For my final project, I chose to attempt to classify tweets by U.S. politicians according to their political party, as a free topic. This repository contains my project proposal and progress report, as well as the data used for this project (in the folder "data_files") and the Jupyter notebooks containing my code and documentation (in the folder "notebooks"). The demonstration is given in the YouTube videos linked below.

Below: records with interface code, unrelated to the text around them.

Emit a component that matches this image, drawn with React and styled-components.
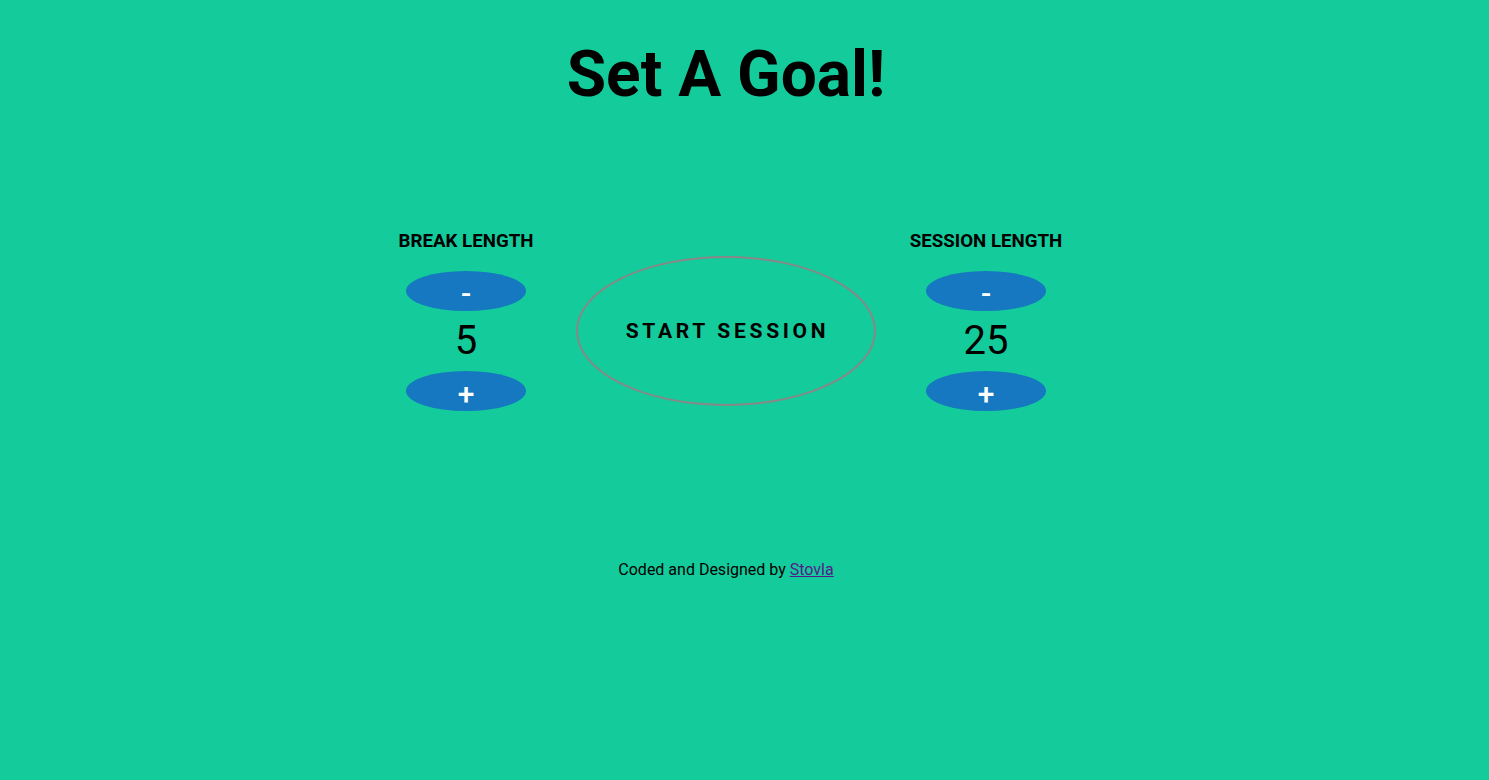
import React, { useState } from "react";
import styled, { createGlobalStyle } from "styled-components";

const GlobalStyle = createGlobalStyle`
    html, body {
        margin: 0;
        background-color: #13cb9b;
        font-family: Roboto, "Liberation Sans", sans-serif;
        color: #000;
    }
`;

const Page = styled.div`
    min-height: 780px;
    padding-right: 37px;
    display: flex;
    flex-direction: column;
    align-items: center;
`;

const Title = styled.h1`
    margin: 0;
    padding-top: 37px;
    font-size: 64px;
    line-height: 75px;
    font-weight: 700;
`;

const Row = styled.div`
    margin-top: 119px;
    display: flex;
    align-items: flex-start;
    gap: 30px;
`;

const Column = styled.div`
    width: 160px;
    display: flex;
    flex-direction: column;
    align-items: center;
`;

const Label = styled.div`
    font-size: 18.72px;
    line-height: 21px;
    font-weight: 700;
    margin-bottom: 19px;
    white-space: nowrap;
`;

const RoundButton = styled.button`
    width: 120px;
    height: 40px;
    border: none;
    border-radius: 50%;
    background-color: #1578c0;
    color: white;
    font-family: Roboto, "Liberation Sans", sans-serif;
    font-size: 30px;
    font-weight: 500;
    line-height: 40px;
    padding: 3px 0 0;
    cursor: pointer;
`;

const Value = styled.div`
    height: 60px;
    line-height: 60px;
    font-size: 40px;
    font-weight: 400;
`;

const StartButton = styled.button`
    margin-top: 25px;
    width: 300px;
    height: 150px;
    box-sizing: border-box;
    border: 2px solid #888888;
    border-radius: 50%;
    background: transparent;
    font-family: Roboto, "Liberation Sans", sans-serif;
    font-size: 21px;
    font-weight: 700;
    letter-spacing: 3.7px;
    padding: 0 0 0 3px;
    color: #000;
    cursor: pointer;
`;

const Footer = styled.div`
    margin-top: 149px;
    font-size: 16px;
    line-height: 19px;
`;

const Link = styled.a`
    color: #551a8b;
`;

const Counter = ({ label, value, onDec, onInc }) => (
    <Column>
        <Label>{label}</Label>
        <RoundButton onClick={onDec}>-</RoundButton>
        <Value>{value}</Value>
        <RoundButton onClick={onInc}>+</RoundButton>
    </Column>
);

const App = () => {
    const [breakLen, setBreakLen] = useState(5);
    const [sessionLen, setSessionLen] = useState(25);

    return (
        <Page>
            <GlobalStyle />
            <Title>Set A Goal!</Title>
            <Row>
                <Counter
                    label="BREAK LENGTH"
                    value={breakLen}
                    onDec={() => setBreakLen(Math.max(1, breakLen - 1))}
                    onInc={() => setBreakLen(breakLen + 1)}
                />
                <StartButton>START SESSION</StartButton>
                <Counter
                    label="SESSION LENGTH"
                    value={sessionLen}
                    onDec={() => setSessionLen(Math.max(1, sessionLen - 1))}
                    onInc={() => setSessionLen(sessionLen + 1)}
                />
            </Row>
            <Footer>
                Coded and Designed by <Link href="#">Stovla</Link>
            </Footer>
        </Page>
    );
};

export default App;
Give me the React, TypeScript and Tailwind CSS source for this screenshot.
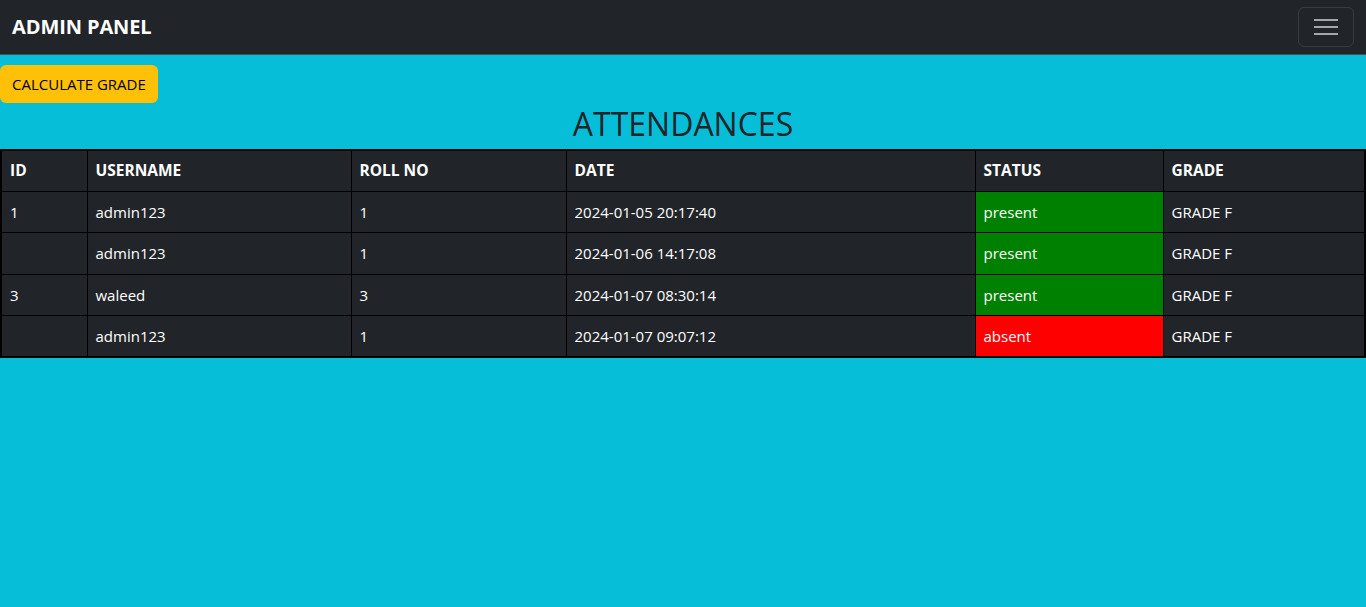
import React from "react";

const rows = [
  { id: "1", username: "admin123", roll: "1", date: "2024-01-05 20:17:40", status: "present", grade: "GRADE F" },
  { id: "", username: "admin123", roll: "1", date: "2024-01-06 14:17:08", status: "present", grade: "GRADE F" },
  { id: "3", username: "waleed", roll: "3", date: "2024-01-07 08:30:14", status: "present", grade: "GRADE F" },
  { id: "", username: "admin123", roll: "1", date: "2024-01-07 09:07:12", status: "absent", grade: "GRADE F" },
];

const cell = "border border-black px-2 h-[41.4px] align-middle";

const App = () => {
  return (
    <div className="min-h-screen bg-[#06bed8] text-[#212529] font-['Open_Sans',sans-serif]">
      <nav className="h-[55px] bg-[#212529] border-b border-[#4a4d52] flex items-center justify-between px-3">
        <span className="text-white font-bold text-[20px] tracking-[-0.1px]">ADMIN PANEL</span>
        <button className="w-[56px] h-[40px] rounded-md border border-white/10 flex flex-col items-center justify-center gap-[5px]">
          <span className="block w-[24px] h-[2px] bg-[#a6a7a9]" />
          <span className="block w-[24px] h-[2px] bg-[#a6a7a9]" />
          <span className="block w-[24px] h-[2px] bg-[#a6a7a9]" />
        </button>
      </nav>

      <div className="pt-[10px]">
        <button className="h-[38px] px-3 rounded-md bg-[#ffc107] text-black text-[15px]">CALCULATE GRADE</button>
      </div>

      <h1 className="text-center text-[32px] font-medium leading-[46px] mt-[-2px] mb-[2px]">ATTENDANCES</h1>

      <table className="w-full table-fixed border-collapse border-2 border-black bg-[#212529] text-white text-[15px]">
        <colgroup>
          <col className="w-[86px]" />
          <col className="w-[264px]" />
          <col className="w-[215px]" />
          <col className="w-[409px]" />
          <col className="w-[188px]" />
          <col />
        </colgroup>
        <thead>
          <tr className="text-left font-bold text-[15.5px]">
            <th className={cell}>ID</th>
            <th className={cell}>USERNAME</th>
            <th className={cell}>ROLL NO</th>
            <th className={cell}>DATE</th>
            <th className={cell}>STATUS</th>
            <th className={cell}>GRADE</th>
          </tr>
        </thead>
        <tbody>
          {rows.map((r, i) => (
            <tr key={i}>
              <td className={cell}>{r.id}</td>
              <td className={cell}>{r.username}</td>
              <td className={cell}>{r.roll}</td>
              <td className={cell}>{r.date}</td>
              <td className={`${cell} ${r.status === "present" ? "bg-[#008000]" : "bg-[#ff0000]"}`}>{r.status}</td>
              <td className={cell}>{r.grade}</td>
            </tr>
          ))}
        </tbody>
      </table>
    </div>
  );
};

export default App;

My code is divided up between several Jupyter notebooks, listed below. The documentation for my code is also included in these notebooks, as text cells explaining the code. All of these Jupyter notebooks are posted in this repository (in the folder "notebooks"). This code can be tested by running the file in Google Collaboratory, or using Anaconda (among other options). Notebooks:
- Notebook 0 - Introduction: introduction and summary of the project.
- Notebook 1 - Tweet Scraper: gathering data using Tweepy and the Twitter API.
- Notebook 2 - Data Preprocessing: preparing the data for analysis.
- Notebook 3 - Word Frequencies by Party: investigating the word distribution by political party.
- Notebook 4 - Political Party Classifier: training classifiers to take text, and classify it by political party.
- Notebook 5 - LDA: discovering topics in the collection of tweets, and investigating how they break down by political party.
- Notebook 6 - Conclusion: summary of results and ideas for future work.
My demonstration is divided into the seven YouTube videos linked below, with one video corresponding to each of the Jupyter notebooks listed above.
- Notebook 0 - Introduction: https://youtu.be/MJDm-hJuJio
- Notebook 1 - Tweet Scraper: https://youtu.be/BaAiCVspBG8
- Notebook 2 - Data Preprocessing: https://youtu.be/Bv-PXU5ld7U
- Notebook 3 - Word Frequencies by Party: https://youtu.be/sjoV9uaMVjM
- Notebook 4 - Political Party Classifier: https://youtu.be/Nf_paaPLxmk
- Notebook 5 - LDA: https://youtu.be/LU-F3MSooZQ
- Notebook 6 - Conclusion: https://youtu.be/Yjtk0ISA-M0